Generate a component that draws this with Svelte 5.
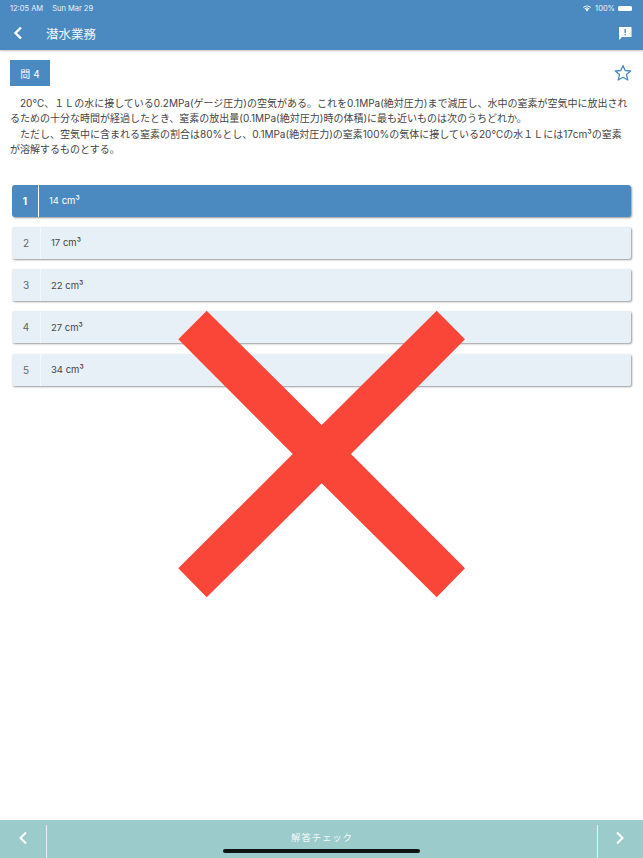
<script>
	const choices = [
		{ no: 1, value: '14', selected: true },
		{ no: 2, value: '17', selected: false },
		{ no: 3, value: '22', selected: false },
		{ no: 4, value: '27', selected: false },
		{ no: 5, value: '34', selected: false }
	]
</script>

<div class="page">
	<header class="top">
		<div class="status">
			<span class="time">12:05 AM</span>
			<span class="date">Sun Mar 29</span>
			<span class="spacer"></span>
			<svg class="wifi" width="10" height="8" viewBox="0 0 12 9">
				<path d="M6 8.600 4.200 6.700a2.600 2.600 0 0 1 3.600 0Z" fill="#fff" />
				<path d="M2.900 5.400a4.600 4.600 0 0 1 6.200 0l-.8.8a3.500 3.500 0 0 0-4.600 0Z" fill="#fff" />
				<path d="M1 3.500a7.300 7.300 0 0 1 10 0l-.8.8a6.200 6.200 0 0 0-8.400 0Z" fill="#fff" />
			</svg>
			<span class="pct">100%</span>
			<span class="battery"></span>
		</div>
		<div class="nav">
			<svg class="back" width="10" height="14" viewBox="0 0 10 14">
				<path d="M8 1.500 2.500 7 8 12.500" fill="none" stroke="#fff" stroke-width="2.400" />
			</svg>
			<span class="title">潜水業務</span>
			<svg class="report" width="14" height="14" viewBox="0 0 14 14">
				<path d="M1 1h12.500v10H4l-3 3Z" fill="#fff" />
				<rect x="6.500" y="3" width="1.400" height="4" fill="#4a8ac0" />
				<rect x="6.500" y="8" width="1.400" height="1.400" fill="#4a8ac0" />
			</svg>
		</div>
	</header>

	<main class="body">
		<div class="head-row">
			<span class="badge">問 4</span>
			<svg class="star" width="18" height="18" viewBox="0 0 18 18">
				<path d="M9 1.500 11.200 6.500 16.700 7 12.500 10.600 13.800 16 9 13.200 4.200 16 5.500 10.600 1.300 7 6.800 6.500Z" fill="none" stroke="#4a8ac0" stroke-width="1.300" stroke-linejoin="round" />
			</svg>
		</div>

		<div class="question">
			<p>20℃、１Ｌの水に接している0.2MPa(ゲージ圧力)の空気がある。これを0.1MPa(絶対圧力)まで減圧し、水中の窒素が空気中に放出されるための十分な時間が経過したとき、窒素の放出量(0.1MPa(絶対圧力)時の体積)に最も近いものは次のうちどれか。</p>
			<p>ただし、空気中に含まれる窒素の割合は80%とし、0.1MPa(絶対圧力)の窒素100%の気体に接している20℃の水１Ｌには17cm³の窒素が溶解するものとする。</p>
		</div>

		<ul class="choices">
			{#each choices as c}
				<li class="choice" class:selected={c.selected}>
					<span class="no">{c.no}</span>
					<span class="value">{c.value} cm³</span>
				</li>
			{/each}
		</ul>
	</main>

	<footer class="bottom">
		<div class="side left">
			<svg width="10" height="14" viewBox="0 0 10 14">
				<path d="M8 1.500 2.500 7 8 12.500" fill="none" stroke="#fff" stroke-width="2" />
			</svg>
		</div>
		<span class="check">解答チェック</span>
		<div class="side right">
			<svg width="10" height="14" viewBox="0 0 10 14">
				<path d="M2 1.500 7.500 7 2 12.500" fill="none" stroke="#fff" stroke-width="2" />
			</svg>
		</div>
	</footer>

	<div class="home"></div>

	<!-- wrong answer mark -->
	<svg class="cross" width="643" height="858" viewBox="0 0 643 858">
		<polygon
			points="206.700,310.700 321.700,425 436.700,310.700 465,339.300 351,454 465,568.300 436.700,597.300 321.700,483.300 206.700,597.300 178.300,568.300 292.700,454 178.300,339.300"
			fill="#f94638"
		/>
	</svg>
</div>

<style>
	:global(body) {
		margin: 0;
		background: #fff;
	}

	.page {
		position: relative;
		width: 643px;
		height: 858px;
		overflow: hidden;
		display: flex;
		flex-direction: column;
		font-family: Inter, 'Noto Sans CJK JP', sans-serif;
		color: #3c3c3c;
	}

	.top {
		background: #4a8ac0;
		height: 50px;
		color: #fff;
		box-shadow: 0 1px 2px rgba(0, 0, 0, 0.25);
		flex: none;
		position: relative;
	}

	.status {
		display: flex;
		align-items: center;
		height: 16px;
		padding: 0 10px;
		font-size: 7.500px;
		color: #eaf2f8;
	}

	.date {
		margin-left: 9px;
	}

	.spacer {
		flex: 1;
	}

	.pct {
		margin: 0 3px;
	}

	.battery {
		width: 14px;
		height: 5px;
		background: #fff;
		border-radius: 1.500px;
		margin-right: 1px;
	}

	.nav {
		display: flex;
		align-items: center;
		height: 34px;
		padding: 0 11px 0 13px;
	}

	.title {
		margin-left: 23px;
		font-size: 12.500px;
		flex: 1;
		color: #f2f6fa;
	}

	.body {
		flex: 1;
		padding: 10px 12px 0 10px;
	}

	.head-row {
		display: flex;
		justify-content: space-between;
		align-items: center;
		height: 26px;
	}

	.badge {
		width: 40px;
		height: 26px;
		background: #4a8ac0;
		color: #fff;
		font-size: 10px;
		display: flex;
		align-items: center;
		justify-content: center;
	}

	.star {
		margin: -1px -1px 0 0;
	}

	.question {
		margin-top: 10px;
		font-size: 10px;
		line-height: 15.400px;
		color: #444;
	}

	.question p {
		margin: 0;
		text-indent: 10px;
	}

	.choices {
		list-style: none;
		margin: 27px 0 0 2px;
		padding: 0;
		display: flex;
		flex-direction: column;
		gap: 10.250px;
	}

	.choice {
		display: flex;
		align-items: center;
		height: 32px;
		background: #e8f0f7;
		border-radius: 2px;
		box-shadow: 1px 1px 2px rgba(0, 0, 0, 0.4);
		font-size: 9.500px;
		color: #444;
	}

	.no {
		width: 28px;
		height: 100%;
		display: flex;
		align-items: center;
		justify-content: center;
		border-right: 1px solid #f6f9fc;
		font-size: 10px;
		color: #666;
		flex: none;
	}

	.value {
		margin-left: 10px;
	}

	.choice.selected {
		background: #4a8ac0;
		color: #fff;
		border-radius: 3px;
	}

	.choice.selected .no {
		width: 26px;
		color: #fff;
		font-weight: 700;
		border-right-color: #fff;
	}

	.bottom {
		flex: none;
		height: 38px;
		background: #9bcbcb;
		display: flex;
		align-items: flex-start;
	}

	.side {
		width: 47px;
		height: 33px;
		margin-top: 5px;
		display: flex;
		align-items: center;
		justify-content: center;
		padding-bottom: 7px;
		box-sizing: border-box;
		flex: none;
	}

	.side.left {
		border-right: 1px solid #e6f2f2;
	}

	.side.right {
		width: 46px;
		border-left: 1px solid #e6f2f2;
		padding-right: 2px;
	}

	.check {
		flex: 1;
		text-align: center;
		font-size: 9.500px;
		letter-spacing: 0.800px;
		color: #f4fafa;
		line-height: 36px;
	}

	.home {
		position: absolute;
		left: 223px;
		bottom: 5px;
		width: 197px;
		height: 4px;
		border-radius: 2px;
		background: #0c1414;
	}

	.cross {
		position: absolute;
		inset: 0;
		pointer-events: none;
	}
</style>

◇ ◇ ◇

» **TASK DIRECTIONS**
Omit the pictures, then quote the rest of the material above exactly.

» **TASK RESPONSE**
Generate a component that draws this with Svelte 5.
<script>
	const choices = [
		{ no: 1, value: '14', selected: true },
		{ no: 2, value: '17', selected: false },
		{ no: 3, value: '22', selected: false },
		{ no: 4, value: '27', selected: false },
		{ no: 5, value: '34', selected: false }
	]
</script>

<div class="page">
	<header class="top">
		<div class="status">
			<span class="time">12:05 AM</span>
			<span class="date">Sun Mar 29</span>
			<span class="spacer"></span>
			<svg class="wifi" width="10" height="8" viewBox="0 0 12 9">
				<path d="M6 8.600 4.200 6.700a2.600 2.600 0 0 1 3.600 0Z" fill="#fff" />
				<path d="M2.900 5.400a4.600 4.600 0 0 1 6.200 0l-.8.8a3.500 3.500 0 0 0-4.600 0Z" fill="#fff" />
				<path d="M1 3.500a7.300 7.300 0 0 1 10 0l-.8.8a6.200 6.200 0 0 0-8.400 0Z" fill="#fff" />
			</svg>
			<span class="pct">100%</span>
			<span class="battery"></span>
		</div>
		<div class="nav">
			<svg class="back" width="10" height="14" viewBox="0 0 10 14">
				<path d="M8 1.500 2.500 7 8 12.500" fill="none" stroke="#fff" stroke-width="2.400" />
			</svg>
			<span class="title">潜水業務</span>
			<svg class="report" width="14" height="14" viewBox="0 0 14 14">
				<path d="M1 1h12.500v10H4l-3 3Z" fill="#fff" />
				<rect x="6.500" y="3" width="1.400" height="4" fill="#4a8ac0" />
				<rect x="6.500" y="8" width="1.400" height="1.400" fill="#4a8ac0" />
			</svg>
		</div>
	</header>

	<main class="body">
		<div class="head-row">
			<span class="badge">問 4</span>
			<svg class="star" width="18" height="18" viewBox="0 0 18 18">
				<path d="M9 1.500 11.200 6.500 16.700 7 12.500 10.600 13.800 16 9 13.200 4.200 16 5.500 10.600 1.300 7 6.800 6.500Z" fill="none" stroke="#4a8ac0" stroke-width="1.300" stroke-linejoin="round" />
			</svg>
		</div>

		<div class="question">
			<p>20℃、１Ｌの水に接している0.2MPa(ゲージ圧力)の空気がある。これを0.1MPa(絶対圧力)まで減圧し、水中の窒素が空気中に放出されるための十分な時間が経過したとき、窒素の放出量(0.1MPa(絶対圧力)時の体積)に最も近いものは次のうちどれか。</p>
			<p>ただし、空気中に含まれる窒素の割合は80%とし、0.1MPa(絶対圧力)の窒素100%の気体に接している20℃の水１Ｌには17cm³の窒素が溶解するものとする。</p>
		</div>

		<ul class="choices">
			{#each choices as c}
				<li class="choice" class:selected={c.selected}>
					<span class="no">{c.no}</span>
					<span class="value">{c.value} cm³</span>
				</li>
			{/each}
		</ul>
	</main>

	<footer class="bottom">
		<div class="side left">
			<svg width="10" height="14" viewBox="0 0 10 14">
				<path d="M8 1.500 2.500 7 8 12.500" fill="none" stroke="#fff" stroke-width="2" />
			</svg>
		</div>
		<span class="check">解答チェック</span>
		<div class="side right">
			<svg width="10" height="14" viewBox="0 0 10 14">
				<path d="M2 1.500 7.500 7 2 12.500" fill="none" stroke="#fff" stroke-width="2" />
			</svg>
		</div>
	</footer>

	<div class="home"></div>

	<!-- wrong answer mark -->
	<svg class="cross" width="643" height="858" viewBox="0 0 643 858">
		<polygon
			points="206.700,310.700 321.700,425 436.700,310.700 465,339.300 351,454 465,568.300 436.700,597.300 321.700,483.300 206.700,597.300 178.300,568.300 292.700,454 178.300,339.300"
			fill="#f94638"
		/>
	</svg>
</div>

<style>
	:global(body) {
		margin: 0;
		background: #fff;
	}

	.page {
		position: relative;
		width: 643px;
		height: 858px;
		overflow: hidden;
		display: flex;
		flex-direction: column;
		font-family: Inter, 'Noto Sans CJK JP', sans-serif;
		color: #3c3c3c;
	}

	.top {
		background: #4a8ac0;
		height: 50px;
		color: #fff;
		box-shadow: 0 1px 2px rgba(0, 0, 0, 0.25);
		flex: none;
		position: relative;
	}

	.status {
		display: flex;
		align-items: center;
		height: 16px;
		padding: 0 10px;
		font-size: 7.500px;
		color: #eaf2f8;
	}

	.date {
		margin-left: 9px;
	}

	.spacer {
		flex: 1;
	}

	.pct {
		margin: 0 3px;
	}

	.battery {
		width: 14px;
		height: 5px;
		background: #fff;
		border-radius: 1.500px;
		margin-right: 1px;
	}

	.nav {
		display: flex;
		align-items: center;
		height: 34px;
		padding: 0 11px 0 13px;
	}

	.title {
		margin-left: 23px;
		font-size: 12.500px;
		flex: 1;
		color: #f2f6fa;
	}

	.body {
		flex: 1;
		padding: 10px 12px 0 10px;
	}

	.head-row {
		display: flex;
		justify-content: space-between;
		align-items: center;
		height: 26px;
	}

	.badge {
		width: 40px;
		height: 26px;
		background: #4a8ac0;
		color: #fff;
		font-size: 10px;
		display: flex;
		align-items: center;
		justify-content: center;
	}

	.star {
		margin: -1px -1px 0 0;
	}

	.question {
		margin-top: 10px;
		font-size: 10px;
		line-height: 15.400px;
		color: #444;
	}

	.question p {
		margin: 0;
		text-indent: 10px;
	}

	.choices {
		list-style: none;
		margin: 27px 0 0 2px;
		padding: 0;
		display: flex;
		flex-direction: column;
		gap: 10.250px;
	}

	.choice {
		display: flex;
		align-items: center;
		height: 32px;
		background: #e8f0f7;
		border-radius: 2px;
		box-shadow: 1px 1px 2px rgba(0, 0, 0, 0.4);
		font-size: 9.500px;
		color: #444;
	}

	.no {
		width: 28px;
		height: 100%;
		display: flex;
		align-items: center;
		justify-content: center;
		border-right: 1px solid #f6f9fc;
		font-size: 10px;
		color: #666;
		flex: none;
	}

	.value {
		margin-left: 10px;
	}

	.choice.selected {
		background: #4a8ac0;
		color: #fff;
		border-radius: 3px;
	}

	.choice.selected .no {
		width: 26px;
		color: #fff;
		font-weight: 700;
		border-right-color: #fff;
	}

	.bottom {
		flex: none;
		height: 38px;
		background: #9bcbcb;
		display: flex;
		align-items: flex-start;
	}

	.side {
		width: 47px;
		height: 33px;
		margin-top: 5px;
		display: flex;
		align-items: center;
		justify-content: center;
		padding-bottom: 7px;
		box-sizing: border-box;
		flex: none;
	}

	.side.left {
		border-right: 1px solid #e6f2f2;
	}

	.side.right {
		width: 46px;
		border-left: 1px solid #e6f2f2;
		padding-right: 2px;
	}

	.check {
		flex: 1;
		text-align: center;
		font-size: 9.500px;
		letter-spacing: 0.800px;
		color: #f4fafa;
		line-height: 36px;
	}

	.home {
		position: absolute;
		left: 223px;
		bottom: 5px;
		width: 197px;
		height: 4px;
		border-radius: 2px;
		background: #0c1414;
	}

	.cross {
		position: absolute;
		inset: 0;
		pointer-events: none;
	}
</style>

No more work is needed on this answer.